A SWOT analysis of a company like Ford is useful at multiple levels. At the most direct level, it’s useful if you work in or with Ford’s marketing function. But it’s also useful as a case study in how large organisations manage strategic tension, which is relevant to anyone doing competitive analysis or advising clients on market positioning.

When I was at iProspect, we were managing paid search campaigns across dozens of categories simultaneously. One of the things that became clear very quickly was that understanding a client’s competitive position, not just their campaign metrics, was what separated useful strategic advice from execution-level account management. A client in a structurally weakening market position needs different advice than one in a growing category, even if their campaign performance looks similar on the surface. Ford’s situation is a useful illustration of this: strong current metrics in trucks and commercial vehicles, significant investment pressure in EVs, and a competitive landscape that is genuinely uncertain.

For anyone doing this kind of analysis on competitors in their own market, search engine marketing intelligence is one of the most underused sources of competitive insight. What a company bids on, how it positions its ads, and where it concentrates paid search investment tells you a great deal about where it sees its commercial priorities. Ford’s paid search activity around the F-150 Lightning versus the combustion F-150 is genuinely revealing about internal prioritisation.

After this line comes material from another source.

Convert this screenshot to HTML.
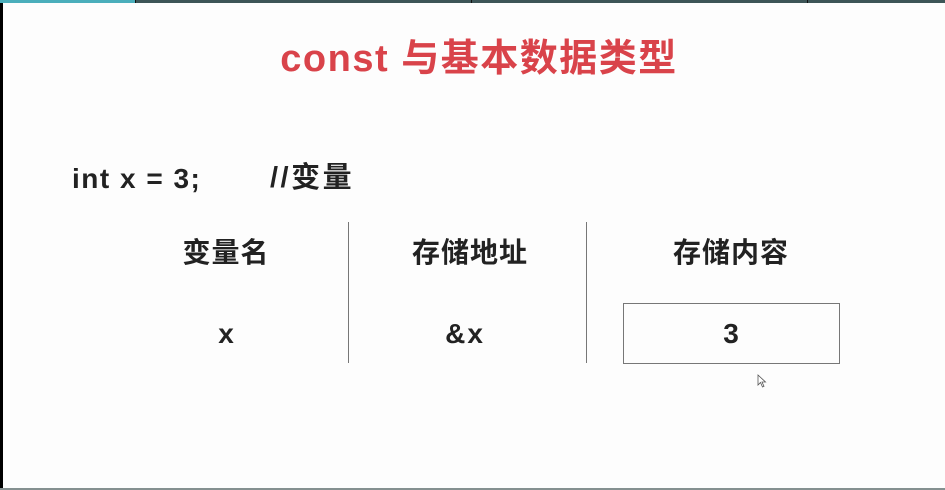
<!DOCTYPE html>
<html><head><meta charset="utf-8"><style>
body{margin:0;width:945px;height:490px;background:#fdfdfd;position:relative;overflow:hidden;font-family:"Liberation Sans","Noto Sans CJK SC",sans-serif;font-weight:bold;color:#222}
.a{position:absolute;white-space:nowrap}
.c{transform:translateX(-50%)}
</style></head><body>
<div class="a" style="left:0;top:0;width:945px;height:3px;background:#3d5557"></div>
<div class="a" style="left:0;top:0;width:135px;height:3px;background:#4aaebb"></div>
<div class="a" style="left:135px;top:0;width:1px;height:3px;background:#111"></div>
<div class="a" style="left:471px;top:0;width:1px;height:3px;background:#111"></div>
<div class="a" style="left:807px;top:0;width:1px;height:3px;background:#111"></div>
<div class="a" style="left:0;top:3px;width:3px;height:485px;background:#000"></div>
<div class="a" style="left:0;top:488px;width:945px;height:2px;background:#849090"></div>

<div class="a c" style="left:479px;top:35px;font-size:38px;line-height:48px;letter-spacing:1.5px;color:#d9434a">const 与基本数据类型</div>
<div class="a" style="left:72px;top:161px;font-size:28px;line-height:36px;letter-spacing:1.5px">int x = 3;</div>
<div class="a" style="left:270px;top:160px;font-size:29px;line-height:36px;letter-spacing:2.5px">//变量</div>

<div class="a c" style="left:226px;top:235px;font-size:28px;line-height:36px;letter-spacing:1px">变量名</div>
<div class="a c" style="left:470px;top:235px;font-size:28px;line-height:36px;letter-spacing:1px">存储地址</div>
<div class="a c" style="left:731px;top:235px;font-size:28px;line-height:36px;letter-spacing:1px">存储内容</div>

<div class="a" style="left:348px;top:222px;width:1px;height:141px;background:#777"></div>
<div class="a" style="left:586px;top:222px;width:1px;height:141px;background:#777"></div>

<div class="a c" style="left:226px;top:316px;font-size:28px;line-height:36px">x</div>
<div class="a c" style="left:465px;top:316px;font-size:28px;line-height:36px;letter-spacing:2px">&amp;x</div>
<div class="a" style="left:623px;top:303px;width:215px;height:59px;border:1px solid #777"></div>
<div class="a c" style="left:731px;top:316px;font-size:28px;line-height:36px">3</div>
<svg class="a" style="left:757px;top:374px" width="10" height="14" viewBox="0 0 10 14"><path d="M1 1 L1 11 L3.5 8.5 L5.5 13 L7 12.3 L5 8 L8.5 8 Z" fill="#fff" stroke="#555" stroke-width="0.8"/></svg>
</body></html>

The other thing worth saying about SWOT analysis specifically is that the framework is only as good as the research that feeds it. A SWOT built on public relations materials and annual report language will tell you what the company wants you to think. A SWOT built on primary research, competitor intelligence, and honest internal assessment will tell you something closer to the truth. The difference in analytical quality is significant, and it’s the difference between a strategy document that sits in a drawer and one that actually informs decisions.

Early in my career, I asked a managing director for budget to commission a proper competitive analysis. The answer was no. So I did it myself, using every free source I could find, and built something that was genuinely useful. That experience taught me that the constraint of no budget forces you to be creative about sources, and that creativity often produces better insight than an expensive commissioned report that arrives three months later and tells you what you already suspected. Pain point research for marketing services covers some of the methodologies that work well in that constrained-resource context.

For technology businesses applying SWOT thinking to strategic planning, the technology consulting SWOT and ROI alignment framework is worth reading alongside this analysis. The principles of mapping internal capabilities against external market conditions translate directly, even if the specific variables are different.

One final observation on Ford specifically. The company’s ability to fund its EV transition from F-Series profits is both a strength and a strategic risk. It means the transition is financially possible. It also means that any significant disruption to truck market share, whether from a new entrant, a shift in consumer preference, or a regulatory change, would affect the company’s capacity to fund its future simultaneously. That kind of single-point dependency is worth tracking carefully, and it’s the kind of thing that a rigorous SWOT process should surface rather than bury.

If you want to go deeper on the research methods and competitive frameworks that make this kind of analysis genuinely useful, the Market Research and Competitive Intelligence hub covers the full range of approaches, from primary research through to competitive intelligence and strategic synthesis.

About the Author

Keith Lacy is a marketing strategist and former agency CEO with 20+ years of experience across agency leadership, performance marketing, and commercial strategy. He writes The Marketing Juice to cut through the noise and share what works.

Frequently Asked Questions

What is Ford’s biggest competitive strength in 2024?
Ford’s most significant competitive strength is the F-Series truck franchise, which has been the best-selling vehicle in the United States for over four decades. It generates high margins, commands strong brand loyalty, and funds a significant portion of Ford’s global operations including its EV investment programme. No single product line in the automotive industry has a comparable combination of volume, margin, and market tenure.
Why is Ford’s EV division losing money?
Ford’s Model e division is loss-making because the costs of EV development, battery sourcing, manufacturing retooling, and software investment are front-loaded, while revenue from EV sales is still scaling. The division reported approximately $4.7 billion in losses in 2023. These losses are funded by the profitable Ford Pro commercial vehicle and Ford Blue combustion segments. This is a deliberate strategic investment rather than a sign of operational failure, but the scale and duration of those losses is a genuine financial risk.
What are the main threats to Ford’s market position?
The primary threats to Ford include competition from Tesla and emerging Chinese EV manufacturers in the electric vehicle segment, supply chain concentration risk in battery materials, regulatory uncertainty around EV incentives and emissions standards, and the structural misalignment between its dealer network model and the requirements of EV retail. Consumer adoption of EVs is also slower than earlier projections, which creates planning and inventory challenges for manufacturers who have committed capital to EV production capacity.
How does Ford’s dealer network affect its EV strategy?
Ford’s dealer network of over 3,000 US locations is a distribution strength for traditional vehicle sales but creates friction in EV retail. Dealers earn significant margin from servicing and maintenance, which EVs require far less of than combustion vehicles. This misaligns dealer incentives with Ford’s need to grow EV sales volume. Unlike Tesla, which sells directly to consumers, Ford cannot easily restructure these relationships because dealers have independent legal status and significant political and legal protections in most US states.
What opportunities does Ford have in commercial vehicles?
Ford Pro, the company’s commercial vehicle division, represents one of its strongest near-term opportunities. Fleet operators making EV purchasing decisions based on total cost of ownership are a rational, commercially motivated buyer group where Ford has existing trust and distribution. The Ford Pro Intelligence software platform also offers recurring revenue potential through fleet management, telematics, and predictive maintenance services. This software layer, if scaled effectively, changes the unit economics of commercial vehicle sales in Ford’s favour.